A stellar cast provides the English voices for PRINCESS MONONOKE. And if they weren't already, the cast members had become some of Miyazaki's biggest fans by the end of the recording sessions. Here's what the cast had to say about PRINCESS MONONOKE and bringing it to the American public.
  Each of the actors was touched by the film in a different way, but many shared similar views of Miyazaki's work. Billy Crudup, who plays Ashitaka, said "The movie was such an entirely different experience; it had a whole new sensibility I had never seen in animation. It also had something profound to say: that there has to be a give and take between man and nature. One of the things that really impressed me is that Miyazaki shows life in all its multi-faceted complexity, without the traditional perfect heroes and wicked villains. Even Lady Eboshi, who Ashitaka respects, is not so much evil as short-sighted."
  Minne Driver, providing the voice for Lady Eboshi, saw the same complexity of life reflected in the film. "It's one of the most remarkable things about the film: Miyazaki gives a complete argument for both sides of the battle between technological achievement and our spiritual roots in the forest. He shows that good and evil, violence and peace exist in us all. It's all about how you harmonize it all."
  Gillian Anderson, a longtime Miyazaki fan, played the wolf goddess Moro. "There is action and violence and yet there is something else, too, an almost indescribable feeling that this is very emotional and deep. It's ultimately about respect for the world and the natural order of things…It's such a spiritual film. The look is so stunning and the characters are so rich and layered. I was very excited to try to capture the wisdom and maternal loyalty of a 400-year-old wolf watching over the forest."
  Perhaps it is Claire Danes, the voice of the Princess herself, who summarizes the feelings of the cast the best. "The film touches on so many fundamental things that touch all of our lives from nature and spirituality to love, friendship and loyalty to bravery and belief. It's all in there and it's all magnificently balanced, not to mention breathtakingly beautiful."

The Screenwriter


Screenplay writer Neil Gaiman talks about working on the film.


Billy Bob Thornton (Jigo) talks to the press.

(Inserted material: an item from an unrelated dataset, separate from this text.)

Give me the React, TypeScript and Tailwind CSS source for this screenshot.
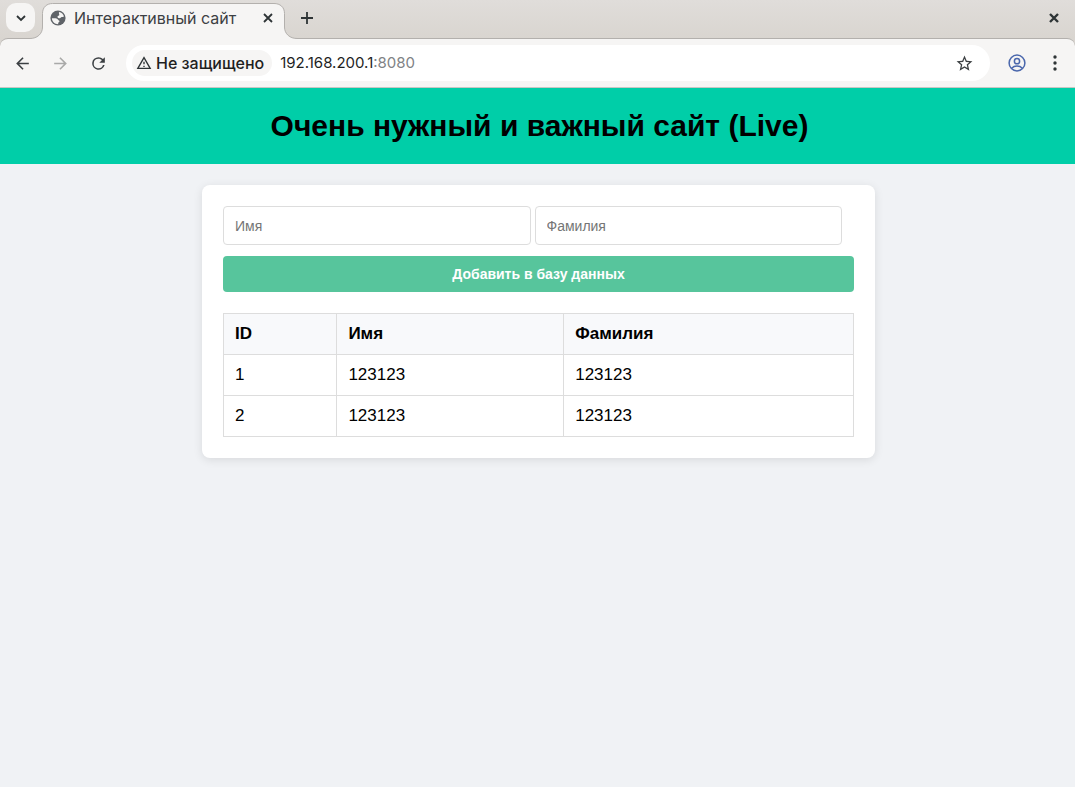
import { useState, type FormEvent } from 'react';

type Person = { id: number; name: string; surname: string };

const initialPeople: Person[] = [
  { id: 1, name: '123123', surname: '123123' },
  { id: 2, name: '123123', surname: '123123' },
];

function GlobeIcon() {
  return (
    <svg viewBox="0 0 16 16" className="size-4 shrink-0" aria-hidden="true">
      <circle cx="8" cy="8" r="7.6" fill="#5f6368" />
      <path
        fill="#f6f5f4"
        d="M9 1.9c2.5.4 4.5 2.200 5 4.700-.8.6-1.500.4-2.200.4-1 0-.9 1.200-2 1.200C8.600 8.200 7.500 7.800 7.500 6.700c0-1.200 1.800-.8 1.800-2 0-1-.6-1.100-.3-2.800z"
      />
      <path
        fill="#f6f5f4"
        d="M1.900 8.200h3.600c1.500 0 2 .8 2.600 1.500.5.7 1.400.6 1.400 1.600s-1.300.9-1.300 1.900v1C4.700 14 1.900 11.500 1.900 8.200z"
      />
    </svg>
  );
}

/** Outline of the active tab, with the flared feet that run into the toolbar */
function TabShape() {
  return (
    <svg viewBox="0 0 267 36" className="absolute -left-3 top-0 h-9 w-[267px]" aria-hidden="true">
      <path
        d="M0 35.5C7 35.5 12.500 31 12.500 24V10.500C12.500 4 17 .5 22.500 .5H244C250 .5 254.500 4 254.500 10.500V24C254.500 31 260 35.500 267 35.500V36H0Z"
        fill="#f6f5f4"
      />
      <path
        d="M0 35.5C7 35.5 12.500 31 12.500 24V10.500C12.500 4 17 .5 22.500 .5H244C250 .5 254.500 4 254.500 10.500V24C254.500 31 260 35.500 267 35.500"
        fill="none"
        stroke="#b3b0ad"
      />
    </svg>
  );
}

function TabStrip() {
  return (
    <div className="flex h-[38px] items-end bg-linear-to-b from-[#e0ddda] to-[#d9d5d0] pl-1.5">
      <button aria-label="Поиск вкладок" className="mb-1.5 flex size-[29px] items-center justify-center rounded-[10px] bg-[#f6f5f4]">
        <svg viewBox="0 0 10 10" className="size-2.5" fill="none" stroke="#2e3436" strokeWidth="1.8" aria-hidden="true">
          <path d="M1 3l4 4 4-4" />
        </svg>
      </button>
      <div className="relative ml-[7px] h-[35px] w-[243px]">
        <TabShape />
        <div className="relative flex h-[30px] items-center pl-2 pr-3">
          <GlobeIcon />
          <span className="ml-2 flex-1 truncate text-base text-[#3c4043]">Интерактивный сайт</span>
          <button aria-label="Закрыть вкладку">
            <svg viewBox="0 0 10 10" className="size-2.5" stroke="#2e3436" strokeWidth="1.8" aria-hidden="true">
              <path d="M1 1l8 8M9 1l-8 8" />
            </svg>
          </button>
        </div>
      </div>
      <button aria-label="Новая вкладка" className="mb-[14px] ml-4">
        <svg viewBox="0 0 12 12" className="size-3" stroke="#2e3436" strokeWidth="1.8" aria-hidden="true">
          <path d="M6 0v12M0 6h12" />
        </svg>
      </button>
      <button aria-label="Закрыть окно" className="mb-[15px] ml-auto mr-4">
        <svg viewBox="0 0 10 10" className="size-2.5" stroke="#2e3436" strokeWidth="2.4" aria-hidden="true">
          <path d="M1 1l8 8M9 1l-8 8" />
        </svg>
      </button>
    </div>
  );
}

function Toolbar() {
  return (
    <div className="flex h-[50px] items-center rounded-t-lg border-y border-t-[#b3b0ad] border-b-[#c9c7c4] bg-[#f6f5f4] pl-[13px] pr-[11px]">
      <button aria-label="Назад">
        <svg viewBox="0 0 24 24" className="size-[19px]" fill="#3c4043" aria-hidden="true">
          <path d="M20 11H7.830l5.590-5.590L12 4l-8 8 8 8 1.410-1.410L7.830 13H20z" />
        </svg>
      </button>
      <button aria-label="Вперёд" className="ml-[19px]">
        <svg viewBox="0 0 24 24" className="size-[19px]" fill="#a9a9a8" aria-hidden="true">
          <path d="M12 4l-1.410 1.410L16.170 11H4v2h12.170l-5.580 5.590L12 20l8-8z" />
        </svg>
      </button>
      <button aria-label="Обновить" className="ml-[19px]">
        <svg viewBox="0 0 24 24" className="size-[19px]" fill="#3c4043" aria-hidden="true">
          <path d="M17.650 6.350A7.960 7.960 0 0 0 12 4a8 8 0 1 0 7.730 10h-2.080A6 6 0 1 1 12 6c1.660 0 3.140.69 4.220 1.780L13 11h7V4z" />
        </svg>
      </button>
      <div className="ml-[18px] flex h-9 flex-1 items-center rounded-full bg-white pl-1.5 pr-4">
        <button className="flex h-[26px] items-center rounded-full bg-[#f6f5f4] pl-1 pr-2 text-base font-medium text-[#1f1f1f]">
          <svg viewBox="0 0 24 24" className="size-4" fill="#2e3436" aria-hidden="true">
            <path d="M12 5.990L19.530 19H4.470zM12 2L1 21h22zm1 14h-2v2h2zm0-6h-2v4h2z" />
          </svg>
          <span className="ml-1">Не защищено</span>
        </button>
        <a href="#" className="ml-2 flex-1 text-[15px] text-[#1f1f1f]">
          192.168.200.1<span className="text-[#808285]">:8080</span>
        </a>
        <button aria-label="Добавить в закладки">
          <svg viewBox="0 0 24 24" className="size-[19px]" fill="#3c4043" aria-hidden="true">
            <path d="M22 9.240l-7.190-.62L12 2 9.190 8.630 2 9.240l5.460 4.730L5.820 21 12 17.270 18.180 21l-1.630-7.030zM12 15.400l-3.760 2.270 1-4.280-3.320-2.880 4.380-.38L12 6.100l1.710 4.040 4.380.38-3.320 2.880 1 4.280z" />
          </svg>
        </button>
      </div>
      <button aria-label="Профиль" className="ml-[18px]">
        <svg viewBox="0 0 18 18" className="size-[18px]" fill="none" stroke="#4a67ac" strokeWidth="1.5" aria-hidden="true">
          <circle cx="9" cy="9" r="7.9" />
          <circle cx="9" cy="7.2" r="2.6" />
          <path d="M3.600 14.300c1.500-1.500 3.300-2.200 5.400-2.200s3.900.7 5.400 2.200" />
        </svg>
      </button>
      <button aria-label="Меню" className="ml-5">
        <svg viewBox="0 0 18 18" className="size-[18px]" fill="#2e3436" aria-hidden="true">
          <circle cx="9" cy="3" r="1.7" />
          <circle cx="9" cy="9" r="1.7" />
          <circle cx="9" cy="15" r="1.7" />
        </svg>
      </button>
    </div>
  );
}

const inputClass =
  'h-[39px] min-w-0 flex-1 rounded border border-[#ddd] bg-white px-[11px] text-sm outline-none placeholder:text-[#757575]';
const cellClass = 'h-[41px] border border-[#ddd] px-[11px] text-left';

function App() {
  const [people, setPeople] = useState(initialPeople);
  const [name, setName] = useState('');
  const [surname, setSurname] = useState('');

  const onSubmit = (e: FormEvent) => {
    e.preventDefault();
    if (!name || !surname) return;
    setPeople((list) => [...list, { id: list.length + 1, name, surname }]);
    setName('');
    setSurname('');
  };

  return (
    <div className="flex min-h-screen flex-col bg-[#f0f2f5] font-['Liberation_Sans',Arial,sans-serif] text-black">
      <div className="bg-[#d9d5d0] font-['Inter',sans-serif]">
        <TabStrip />
        <Toolbar />
      </div>
      <header className="flex h-[76px] items-center justify-center bg-[#00cea8] pb-0.5 pl-1">
        <h1 className="text-[30px] font-bold">Очень нужный и важный сайт (Live)</h1>
      </header>
      <main className="pl-0.5 pt-[21px]">
        <div className="mx-auto max-w-[673px] rounded-lg bg-white p-[21px] shadow-[0_2px_10px_rgba(0,0,0,0.1)]">
          <form onSubmit={onSubmit}>
            <div className="flex gap-1 pr-3">
              <input
                aria-label="Имя"
                placeholder="Имя"
                value={name}
                onChange={(e) => setName(e.target.value)}
                className={inputClass}
              />
              <input
                aria-label="Фамилия"
                placeholder="Фамилия"
                value={surname}
                onChange={(e) => setSurname(e.target.value)}
                className={inputClass}
              />
            </div>
            <button type="submit" className="mt-[11px] h-9 w-full rounded bg-[#57c59c] text-sm font-bold text-white">
              Добавить в базу данных
            </button>
          </form>
          <table className="mt-[21px] w-full border-collapse text-[17px]">
            <thead>
              <tr className="bg-[#f8f9fb]">
                <th className={`${cellClass} w-[18%]`}>ID</th>
                <th className={`${cellClass} w-[36%]`}>Имя</th>
                <th className={cellClass}>Фамилия</th>
              </tr>
            </thead>
            <tbody>
              {people.map((p) => (
                <tr key={p.id}>
                  <td className={cellClass}>{p.id}</td>
                  <td className={cellClass}>{p.name}</td>
                  <td className={cellClass}>{p.surname}</td>
                </tr>
              ))}
            </tbody>
          </table>
        </div>
      </main>
    </div>
  );
}

export default App;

The unenviable and difficult job of rewriting the screenplay for American audiences fell to another big fan of the film, and Miyazaki in particular, Neil Gaiman. Perhaps best known as the author of the popular SANDMAN comics, Gaiman fell in love with the film when he first saw it, which is what prompted him to take the job..
  "I got a phone call early last year from Harvey Weinstein of Miramax. Harvey said that he had bought MONONOKE and would be getting the top actors he could find, people like Minnie Driver and Claire Danes to star in it, and that he had decided he wanted the very best screenwriter he knew to write it. So he phoned Quentin Tarantino, and Quentin said he didn't want to do it and suggested me. I went to see a screening of the film and fell in love with it."
  And he didn't just translate the film, he researched it as well, reading everything he could on Japanese myth and folklore as background. After that, "a lot of consultation with Steve Alpert from Studio Ghibli, who had done the literal translation, making sure that I had the nuances, or the spirit of what was being said down to his satisfaction."
  "Miyazaki created funny, cool characters who seem at once timeless and contemporary. Each character has his or her own way of talking that reveals who they are. Ashitaka is very formal, using absolutely no slang...Jigo the monk, on the other hand, is very crude and philosophically pragmatic. Toki is very boisterous and rebellious, while Lady Eboshi exudes an aristocratic regality."
  When asked which character was most difficult to write for, Gaiman responded, "Well, the easiest was Moro, the wolf goddess, because she doesn't move her lips when she talks. I don't think there was a specific character who was hard to write. There were specific situations that would be hard—for example, jokes, moments where people laugh, but the literal Japanese translation wouldn't be funny in English. That was pretty hard."
  Gaiman is proud of the way the film has turned out. "I think that PRINCESS MONONOKE sets a new standard in dubs. Some people who have seen it didn't know it was a dub. Others assumed we must have gone in and reanimated the characters' mouths to make it work. We didn't. We just did a good job.
  "Do I think America is ready for PRINCESS MONONOKE? I honestly don't know. It's a 2 hour and 13 minute epic tale set in a 14th century forest in Japan, and it's animated—a medium perceived in the U.S. as only suitable for children. If America proves not to have been ready it will have more to do with the simple fact that that this film is animated than with the fact that it's dubbed."
  Fan support and word of mouth will be essential to the success of this film, believes Gaiman. "Go and see it: tell your friends. Spread the word. If it goes big and it goes national it will have more to do (in my opinion) with word of mouth and buzz and people wanting to see it and packing out the cinemas in which it's showing than it will to do with Miramax's PR campaign."